In addition to deciding whether Gentry remains good law, courts have addressed other arguments plaintiffs have made in urging courts to narrowly construe Concepcion in employment cases. In Brown v. Ralphs Grocery Co, the court declined to reach the issue of whether Concepcion overruled Gentry (although it suggested that it did not), but then it held that Concepcion did not apply to representative actions brought under California’s Private Attorney General Act (PAGA). 197 Cal. App. 4th 489 (Cal. Ct. App. 2011). Under PAGA, an aggrieved employee can act as a private attorney general by suing to recover civil penalties against an employer for violations of the California Labor Code. The individual can collect penalties not only for himself, but also for other current and former employees, with 75 percent of the recovery going to the Labor and Workforce Development Agency for Enforcement of Labor Laws and Education. In Brown, the court found that regardless of the effect of Concepcion on Gentry, the Supreme Court did not address whether state laws applicable to waivers of statutory representative actions are preempted by the FAA. The court distinguished PAGA cases, indicating that a representative action under PAGA is “fundamentally a law enforcement action designed to protect the public and not to benefit private parties.” Id. at 502. PAGA claims, the court held, do not conflict with the purposes of the FAA, and so Concepcion is simply inapposite. Several other courts have followed Brown for this proposition. See, e.g., Teimouri v. Macy’s, Inc., 37-2010-00093577 (San Diego Cal. Super. Ct. Aug. 19, 2011). But see Valle, supra, 2011 WL 3667441 (rejecting the plaintiffs’ argument that a PAGA claim is inarbitrable and finding it preempted by the FAA).
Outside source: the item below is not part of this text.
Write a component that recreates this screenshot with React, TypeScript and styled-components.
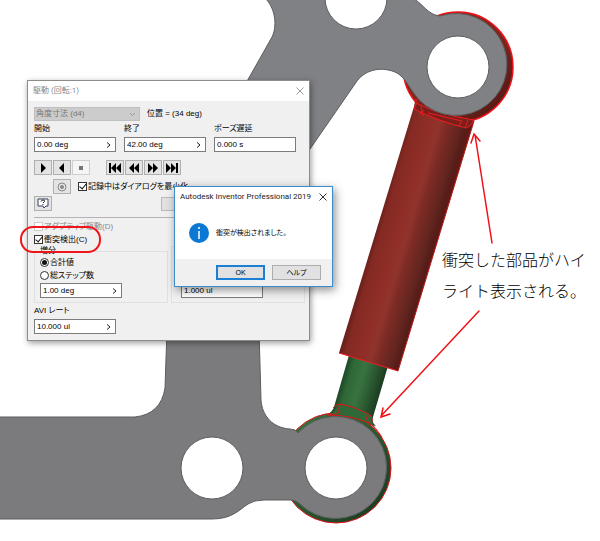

Looking outside of California, courts have struggled with how to apply the unconscionability defense—which the Supreme Court in Concepcion specifically held remains a permissible ground for challenging an arbitration agreement (131 S. Ct. at 1746)—in a manner that does not “disfavor arbitration.” In Green v. SuperShuttle Int’l, Inc., the Eighth Circuit summarily rejected the plaintiffs’ challenge to the enforceability of a class-action prohibition under Minnesota law simply because it was a state-law-based unconscionability challenge to a class-action prohibition without considering whether Minnesota’s unconscionability law impermissibly disfavored arbitration. No. 10-3310, 2011 WL 3890326 (8th Cir., Sept. 6, 2011). In cases that do not involve class-action prohibitions, several courts have concluded that the analysis of unconscionability under state laws remains unchanged. See, e.g., Kanbar v. O’Melveny & Myers, No. C-11-0892, 2011 WL 2940690 (N.D. Cal., July 21, 2011) (a class-action, sex-discrimination case where the court found a shortened statute of limitations and overly broad confidentiality provisions are unconscionable); Carrell v. L&S Plumbing P’ship, Ltd., No. H-10-2523, 2011 WL 3300067 (S.D. Tex., Aug. 1, 2011) (a Fair Labor Standards Act collective action where the court acknowledged that the Texas unconscionability law is unchanged, but found that cost sharing where there were minimal costs is not unconscionable). In contrast, in another case that did not involve a class-action prohibition, the court altered its application of Colorado’s unconscionability law in light of the Supreme Court’s “clear message” in Concepcion, rejecting the argument that the adhesive nature of the contract was unconscionable. Daugherty v. Encana Oil & Gas (USA), Inc., No. 20-CV-02272, 2011 WL 2791338 (D. Colo., July 15, 2011). In fact, the court stated outright that although it likely would have found the arbitration agreement at issue to be unconscionable pre-Concepcion, the altered legal landscape post-Concepcion necessitated a different decision. These cases are of great concern because they suggest a trend of courts interpreting Concepcion as frowning upon unconscionability defenses to arbitration agreements generally.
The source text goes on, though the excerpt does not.